> [GIVEN EXERCISE] Transcribe every line exactly. Leave the pictures behind.

> [SOURCE EXCERPT]
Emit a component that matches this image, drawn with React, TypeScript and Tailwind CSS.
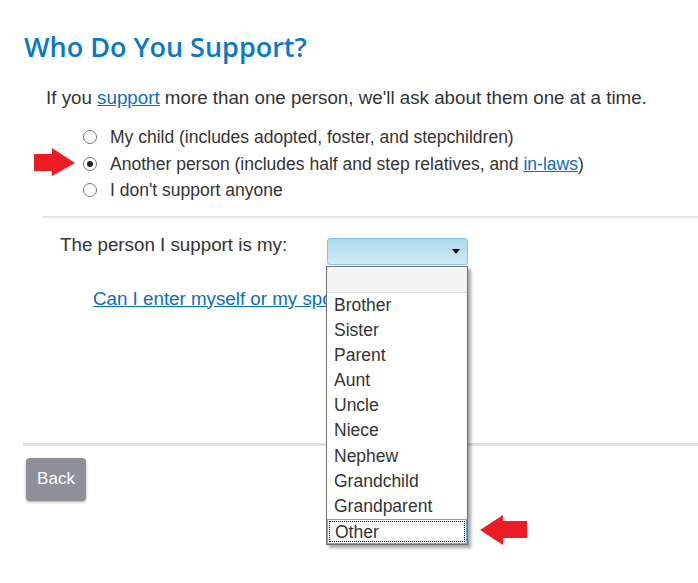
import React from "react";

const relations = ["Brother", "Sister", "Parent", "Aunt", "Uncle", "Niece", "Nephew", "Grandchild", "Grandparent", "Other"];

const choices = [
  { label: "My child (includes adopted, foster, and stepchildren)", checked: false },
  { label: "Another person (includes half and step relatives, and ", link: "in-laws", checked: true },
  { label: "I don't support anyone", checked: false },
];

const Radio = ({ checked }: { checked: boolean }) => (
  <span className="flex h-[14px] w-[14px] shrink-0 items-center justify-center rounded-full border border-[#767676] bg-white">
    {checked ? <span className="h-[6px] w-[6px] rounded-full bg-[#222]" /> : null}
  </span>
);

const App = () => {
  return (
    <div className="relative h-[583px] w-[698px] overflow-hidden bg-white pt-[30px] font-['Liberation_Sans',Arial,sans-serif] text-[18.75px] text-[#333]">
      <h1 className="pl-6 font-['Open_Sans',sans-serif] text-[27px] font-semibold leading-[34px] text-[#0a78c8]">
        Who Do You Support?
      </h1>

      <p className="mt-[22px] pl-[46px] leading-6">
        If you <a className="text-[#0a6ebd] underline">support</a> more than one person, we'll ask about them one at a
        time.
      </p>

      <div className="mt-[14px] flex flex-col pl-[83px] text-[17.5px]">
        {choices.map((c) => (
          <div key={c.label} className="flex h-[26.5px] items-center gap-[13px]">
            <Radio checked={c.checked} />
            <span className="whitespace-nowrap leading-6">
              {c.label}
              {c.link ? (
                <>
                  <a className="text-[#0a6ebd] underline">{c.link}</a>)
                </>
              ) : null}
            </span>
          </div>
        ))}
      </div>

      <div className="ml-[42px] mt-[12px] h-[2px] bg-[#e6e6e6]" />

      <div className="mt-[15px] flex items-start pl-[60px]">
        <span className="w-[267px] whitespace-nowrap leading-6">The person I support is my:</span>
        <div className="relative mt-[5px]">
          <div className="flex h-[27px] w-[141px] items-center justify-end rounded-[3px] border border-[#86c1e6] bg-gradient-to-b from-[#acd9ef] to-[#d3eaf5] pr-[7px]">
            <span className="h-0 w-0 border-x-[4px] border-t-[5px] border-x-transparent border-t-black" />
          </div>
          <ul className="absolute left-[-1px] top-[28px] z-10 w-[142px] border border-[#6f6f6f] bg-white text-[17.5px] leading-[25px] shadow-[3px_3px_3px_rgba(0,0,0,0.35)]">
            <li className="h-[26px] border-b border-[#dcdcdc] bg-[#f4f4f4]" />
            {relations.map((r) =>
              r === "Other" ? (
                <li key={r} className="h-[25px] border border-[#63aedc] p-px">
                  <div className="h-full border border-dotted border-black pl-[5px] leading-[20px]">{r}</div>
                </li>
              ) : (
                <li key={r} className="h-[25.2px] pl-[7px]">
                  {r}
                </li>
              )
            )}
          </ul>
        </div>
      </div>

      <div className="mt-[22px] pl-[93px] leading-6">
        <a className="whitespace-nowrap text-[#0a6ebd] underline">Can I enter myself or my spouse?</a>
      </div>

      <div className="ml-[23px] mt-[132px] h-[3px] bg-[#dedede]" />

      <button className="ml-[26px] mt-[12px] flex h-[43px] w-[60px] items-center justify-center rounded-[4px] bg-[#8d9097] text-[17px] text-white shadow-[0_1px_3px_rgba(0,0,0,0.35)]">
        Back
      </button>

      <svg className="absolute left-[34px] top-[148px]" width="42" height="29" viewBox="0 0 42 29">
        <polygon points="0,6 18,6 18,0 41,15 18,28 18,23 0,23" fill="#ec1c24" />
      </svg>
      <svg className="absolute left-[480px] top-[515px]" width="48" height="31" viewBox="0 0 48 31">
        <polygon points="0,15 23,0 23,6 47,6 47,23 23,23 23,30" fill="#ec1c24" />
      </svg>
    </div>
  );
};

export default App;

> [THE SOLUTION]
Emit a component that matches this image, drawn with React, TypeScript and Tailwind CSS.
import React from "react";

const relations = ["Brother", "Sister", "Parent", "Aunt", "Uncle", "Niece", "Nephew", "Grandchild", "Grandparent", "Other"];

const choices = [
  { label: "My child (includes adopted, foster, and stepchildren)", checked: false },
  { label: "Another person (includes half and step relatives, and ", link: "in-laws", checked: true },
  { label: "I don't support anyone", checked: false },
];

const Radio = ({ checked }: { checked: boolean }) => (
  <span className="flex h-[14px] w-[14px] shrink-0 items-center justify-center rounded-full border border-[#767676] bg-white">
    {checked ? <span className="h-[6px] w-[6px] rounded-full bg-[#222]" /> : null}
  </span>
);

const App = () => {
  return (
    <div className="relative h-[583px] w-[698px] overflow-hidden bg-white pt-[30px] font-['Liberation_Sans',Arial,sans-serif] text-[18.75px] text-[#333]">
      <h1 className="pl-6 font-['Open_Sans',sans-serif] text-[27px] font-semibold leading-[34px] text-[#0a78c8]">
        Who Do You Support?
      </h1>

      <p className="mt-[22px] pl-[46px] leading-6">
        If you <a className="text-[#0a6ebd] underline">support</a> more than one person, we'll ask about them one at a
        time.
      </p>

      <div className="mt-[14px] flex flex-col pl-[83px] text-[17.5px]">
        {choices.map((c) => (
          <div key={c.label} className="flex h-[26.5px] items-center gap-[13px]">
            <Radio checked={c.checked} />
            <span className="whitespace-nowrap leading-6">
              {c.label}
              {c.link ? (
                <>
                  <a className="text-[#0a6ebd] underline">{c.link}</a>)
                </>
              ) : null}
            </span>
          </div>
        ))}
      </div>

      <div className="ml-[42px] mt-[12px] h-[2px] bg-[#e6e6e6]" />

      <div className="mt-[15px] flex items-start pl-[60px]">
        <span className="w-[267px] whitespace-nowrap leading-6">The person I support is my:</span>
        <div className="relative mt-[5px]">
          <div className="flex h-[27px] w-[141px] items-center justify-end rounded-[3px] border border-[#86c1e6] bg-gradient-to-b from-[#acd9ef] to-[#d3eaf5] pr-[7px]">
            <span className="h-0 w-0 border-x-[4px] border-t-[5px] border-x-transparent border-t-black" />
          </div>
          <ul className="absolute left-[-1px] top-[28px] z-10 w-[142px] border border-[#6f6f6f] bg-white text-[17.5px] leading-[25px] shadow-[3px_3px_3px_rgba(0,0,0,0.35)]">
            <li className="h-[26px] border-b border-[#dcdcdc] bg-[#f4f4f4]" />
            {relations.map((r) =>
              r === "Other" ? (
                <li key={r} className="h-[25px] border border-[#63aedc] p-px">
                  <div className="h-full border border-dotted border-black pl-[5px] leading-[20px]">{r}</div>
                </li>
              ) : (
                <li key={r} className="h-[25.2px] pl-[7px]">
                  {r}
                </li>
              )
            )}
          </ul>
        </div>
      </div>

      <div className="mt-[22px] pl-[93px] leading-6">
        <a className="whitespace-nowrap text-[#0a6ebd] underline">Can I enter myself or my spouse?</a>
      </div>

      <div className="ml-[23px] mt-[132px] h-[3px] bg-[#dedede]" />

      <button className="ml-[26px] mt-[12px] flex h-[43px] w-[60px] items-center justify-center rounded-[4px] bg-[#8d9097] text-[17px] text-white shadow-[0_1px_3px_rgba(0,0,0,0.35)]">
        Back
      </button>

      <svg className="absolute left-[34px] top-[148px]" width="42" height="29" viewBox="0 0 42 29">
        <polygon points="0,6 18,6 18,0 41,15 18,28 18,23 0,23" fill="#ec1c24" />
      </svg>
      <svg className="absolute left-[480px] top-[515px]" width="48" height="31" viewBox="0 0 48 31">
        <polygon points="0,15 23,0 23,6 47,6 47,23 23,23 23,30" fill="#ec1c24" />
      </svg>
    </div>
  );
};

export default App;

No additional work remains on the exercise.